Inzwischen gibt es fast hundert Tafeln in Deutschland, und darauf ist Sabine Werth stolz, denn schließlich sind alle Tafeln irgendwo ihre Kinder. Seit September 1995 gibt es auch einen Bundesverband. Den hat natürlich Sabine Werth gegründet, weil „es mal wieder Zeit war für was Neues“.

Die Mehrfachaktivistin arbeitet gerne parallel, ein Grund dafür, warum sie in dem neuen Büro alles unter einem Dach vereint hat: ihre eigene Firma, das Büro der Berliner Tafel mit Lagerplatz, einen Obdachlosen und drei Katzen, „weil die ein Zuhause brauchten“. In ihrer Wohnung, in der sie mit ihrer Freundin lebt, steht jetzt nur noch ein Anrufbeantworter, dafür hat sie auch dort vier Katzen.

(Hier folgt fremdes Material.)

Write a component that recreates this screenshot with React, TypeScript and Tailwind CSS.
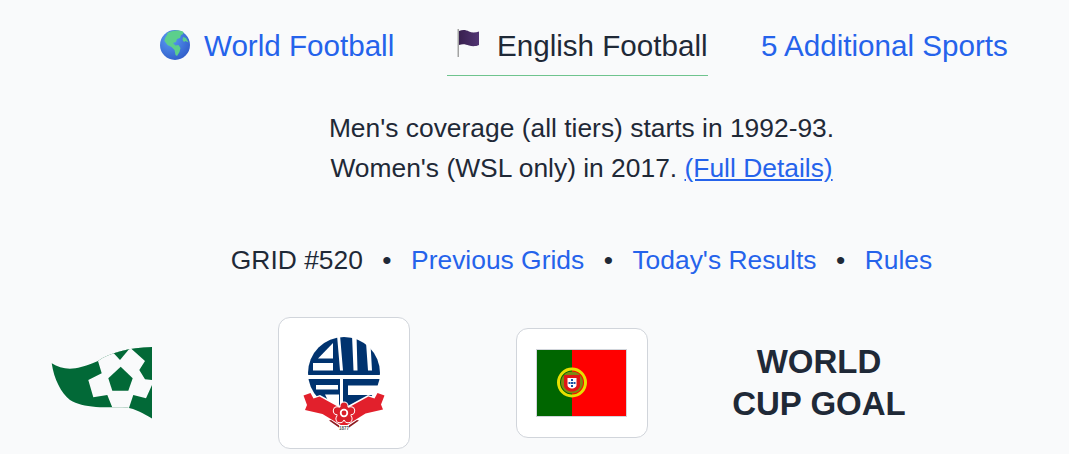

Die Berliner Tafel ist ihr Hobby und ihre Herzensangelegenheit. Zwar will sie entbehrlich sein, doch gibt es ihr auch ein gutes Gefühl zu wissen, daß sie es nicht ist. Schon allein wegen des gefürchteten, konsequenten Auftretens der „Projektmutter“. „Ich bin bekannt dafür, daß mir niemand entgeht“, erklärt Werth, „wenn ich mir in den Kopf gesetzt habe, daß jemand da und da hingeht, dann macht der das auch.“

Gerade wenn man sie als etwas zu praxislastig abstempeln will, erzählt sie von ihrer Promotion zum Thema „Bürgerschaftliches Engagement – Ersatz oder Ergänzung professioneller Sozialarbeit?“. Die schreibt sie nun, da es schon wieder mal Zeit für etwas Neues war. Ihre Tendenz zur Workoholikerin habe sie jetzt aber im Griff, meint Werth. Unter anderem mit Meditation und Fußreflexzonenmassage. Doch gleich darauf erzählt sie vom Bund der Steuerzahler. Dem trat sie bei, weil sie sich als „mündige Bürgerin“ ja irgendwie gegen die Steuerverschwendung wehren muß – und wurde Vorsitzende des Verwaltungsrats. „Irgendwie bekomme ich immer die Führungspositionen, ich weiß auch nicht warum“, sagt sie ausnahmsweise mal ohne Überzeugungskraft. „Dieses Für-andere-was-Machen, das sagt sich immer so toll, man macht es immer auch für das eigene Selbstwertgefühl“, gibt sie dann lachend zu. Gut für alle anderen, wenn man seinem Ego derart soziale Ventile sucht.